Leave the pictures out. Return all other data exactly.
^^^^
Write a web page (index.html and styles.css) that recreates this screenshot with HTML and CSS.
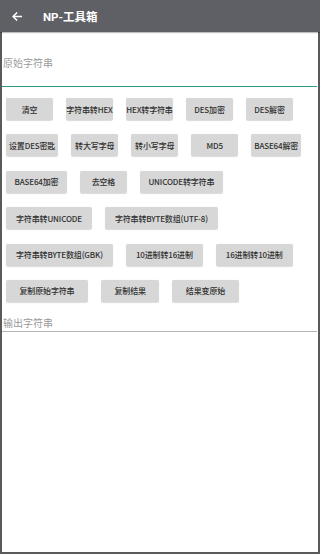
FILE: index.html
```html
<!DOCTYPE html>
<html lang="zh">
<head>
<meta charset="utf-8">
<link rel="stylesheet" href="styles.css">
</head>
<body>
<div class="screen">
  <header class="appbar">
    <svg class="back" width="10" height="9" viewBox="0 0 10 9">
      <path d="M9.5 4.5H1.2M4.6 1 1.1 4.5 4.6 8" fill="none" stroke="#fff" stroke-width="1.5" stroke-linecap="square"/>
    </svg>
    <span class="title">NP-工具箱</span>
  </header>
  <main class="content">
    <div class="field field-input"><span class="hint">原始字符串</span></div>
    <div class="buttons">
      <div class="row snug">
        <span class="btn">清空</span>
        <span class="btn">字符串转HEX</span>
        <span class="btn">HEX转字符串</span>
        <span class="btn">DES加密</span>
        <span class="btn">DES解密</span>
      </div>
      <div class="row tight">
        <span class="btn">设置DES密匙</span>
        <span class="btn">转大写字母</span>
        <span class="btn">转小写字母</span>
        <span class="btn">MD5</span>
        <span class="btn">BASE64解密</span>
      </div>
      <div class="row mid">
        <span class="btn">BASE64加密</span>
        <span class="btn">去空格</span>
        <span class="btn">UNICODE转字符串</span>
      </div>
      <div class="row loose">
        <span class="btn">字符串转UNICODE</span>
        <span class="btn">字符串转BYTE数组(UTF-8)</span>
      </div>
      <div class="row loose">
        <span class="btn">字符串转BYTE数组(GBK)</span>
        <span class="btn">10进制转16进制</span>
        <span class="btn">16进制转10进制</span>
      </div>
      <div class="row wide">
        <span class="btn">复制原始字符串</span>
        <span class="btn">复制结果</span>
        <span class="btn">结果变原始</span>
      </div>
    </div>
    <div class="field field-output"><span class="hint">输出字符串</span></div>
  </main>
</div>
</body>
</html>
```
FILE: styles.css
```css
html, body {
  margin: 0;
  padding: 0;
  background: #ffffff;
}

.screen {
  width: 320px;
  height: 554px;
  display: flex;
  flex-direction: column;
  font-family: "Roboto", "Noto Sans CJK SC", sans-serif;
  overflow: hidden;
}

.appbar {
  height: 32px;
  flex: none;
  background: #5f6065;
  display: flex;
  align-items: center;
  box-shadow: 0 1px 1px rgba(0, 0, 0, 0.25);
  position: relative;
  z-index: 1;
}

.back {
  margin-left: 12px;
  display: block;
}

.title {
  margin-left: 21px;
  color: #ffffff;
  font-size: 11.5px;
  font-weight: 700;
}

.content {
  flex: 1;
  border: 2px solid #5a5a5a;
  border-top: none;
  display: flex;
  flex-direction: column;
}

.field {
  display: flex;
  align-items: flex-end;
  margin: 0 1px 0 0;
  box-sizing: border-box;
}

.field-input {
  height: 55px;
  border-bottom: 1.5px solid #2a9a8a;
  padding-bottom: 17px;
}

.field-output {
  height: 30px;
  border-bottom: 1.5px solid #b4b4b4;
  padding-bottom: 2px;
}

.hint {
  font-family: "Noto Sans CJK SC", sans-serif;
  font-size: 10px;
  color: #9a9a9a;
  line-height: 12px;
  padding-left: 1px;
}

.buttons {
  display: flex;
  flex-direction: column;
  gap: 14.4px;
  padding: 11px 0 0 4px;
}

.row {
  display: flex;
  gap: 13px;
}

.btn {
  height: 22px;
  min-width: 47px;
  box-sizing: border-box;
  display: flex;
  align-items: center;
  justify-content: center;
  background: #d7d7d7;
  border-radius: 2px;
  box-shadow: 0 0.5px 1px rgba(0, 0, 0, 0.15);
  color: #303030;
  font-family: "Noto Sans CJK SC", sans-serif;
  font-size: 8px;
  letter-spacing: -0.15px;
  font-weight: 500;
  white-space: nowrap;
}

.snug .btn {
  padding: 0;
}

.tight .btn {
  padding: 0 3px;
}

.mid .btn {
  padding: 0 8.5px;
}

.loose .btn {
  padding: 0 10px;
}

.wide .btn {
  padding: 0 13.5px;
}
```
^^^^
In response ▸
Write a web page (index.html and styles.css) that recreates this screenshot with HTML and CSS.
FILE: index.html
```html
<!DOCTYPE html>
<html lang="zh">
<head>
<meta charset="utf-8">
<link rel="stylesheet" href="styles.css">
</head>
<body>
<div class="screen">
  <header class="appbar">
    <svg class="back" width="10" height="9" viewBox="0 0 10 9">
      <path d="M9.5 4.5H1.2M4.6 1 1.1 4.5 4.6 8" fill="none" stroke="#fff" stroke-width="1.5" stroke-linecap="square"/>
    </svg>
    <span class="title">NP-工具箱</span>
  </header>
  <main class="content">
    <div class="field field-input"><span class="hint">原始字符串</span></div>
    <div class="buttons">
      <div class="row snug">
        <span class="btn">清空</span>
        <span class="btn">字符串转HEX</span>
        <span class="btn">HEX转字符串</span>
        <span class="btn">DES加密</span>
        <span class="btn">DES解密</span>
      </div>
      <div class="row tight">
        <span class="btn">设置DES密匙</span>
        <span class="btn">转大写字母</span>
        <span class="btn">转小写字母</span>
        <span class="btn">MD5</span>
        <span class="btn">BASE64解密</span>
      </div>
      <div class="row mid">
        <span class="btn">BASE64加密</span>
        <span class="btn">去空格</span>
        <span class="btn">UNICODE转字符串</span>
      </div>
      <div class="row loose">
        <span class="btn">字符串转UNICODE</span>
        <span class="btn">字符串转BYTE数组(UTF-8)</span>
      </div>
      <div class="row loose">
        <span class="btn">字符串转BYTE数组(GBK)</span>
        <span class="btn">10进制转16进制</span>
        <span class="btn">16进制转10进制</span>
      </div>
      <div class="row wide">
        <span class="btn">复制原始字符串</span>
        <span class="btn">复制结果</span>
        <span class="btn">结果变原始</span>
      </div>
    </div>
    <div class="field field-output"><span class="hint">输出字符串</span></div>
  </main>
</div>
</body>
</html>
```
FILE: styles.css
```css
html, body {
  margin: 0;
  padding: 0;
  background: #ffffff;
}

.screen {
  width: 320px;
  height: 554px;
  display: flex;
  flex-direction: column;
  font-family: "Roboto", "Noto Sans CJK SC", sans-serif;
  overflow: hidden;
}

.appbar {
  height: 32px;
  flex: none;
  background: #5f6065;
  display: flex;
  align-items: center;
  box-shadow: 0 1px 1px rgba(0, 0, 0, 0.25);
  position: relative;
  z-index: 1;
}

.back {
  margin-left: 12px;
  display: block;
}

.title {
  margin-left: 21px;
  color: #ffffff;
  font-size: 11.5px;
  font-weight: 700;
}

.content {
  flex: 1;
  border: 2px solid #5a5a5a;
  border-top: none;
  display: flex;
  flex-direction: column;
}

.field {
  display: flex;
  align-items: flex-end;
  margin: 0 1px 0 0;
  box-sizing: border-box;
}

.field-input {
  height: 55px;
  border-bottom: 1.5px solid #2a9a8a;
  padding-bottom: 17px;
}

.field-output {
  height: 30px;
  border-bottom: 1.5px solid #b4b4b4;
  padding-bottom: 2px;
}

.hint {
  font-family: "Noto Sans CJK SC", sans-serif;
  font-size: 10px;
  color: #9a9a9a;
  line-height: 12px;
  padding-left: 1px;
}

.buttons {
  display: flex;
  flex-direction: column;
  gap: 14.4px;
  padding: 11px 0 0 4px;
}

.row {
  display: flex;
  gap: 13px;
}

.btn {
  height: 22px;
  min-width: 47px;
  box-sizing: border-box;
  display: flex;
  align-items: center;
  justify-content: center;
  background: #d7d7d7;
  border-radius: 2px;
  box-shadow: 0 0.5px 1px rgba(0, 0, 0, 0.15);
  color: #303030;
  font-family: "Noto Sans CJK SC", sans-serif;
  font-size: 8px;
  letter-spacing: -0.15px;
  font-weight: 500;
  white-space: nowrap;
}

.snug .btn {
  padding: 0;
}

.tight .btn {
  padding: 0 3px;
}

.mid .btn {
  padding: 0 8.5px;
}

.loose .btn {
  padding: 0 10px;
}

.wide .btn {
  padding: 0 13.5px;
}
```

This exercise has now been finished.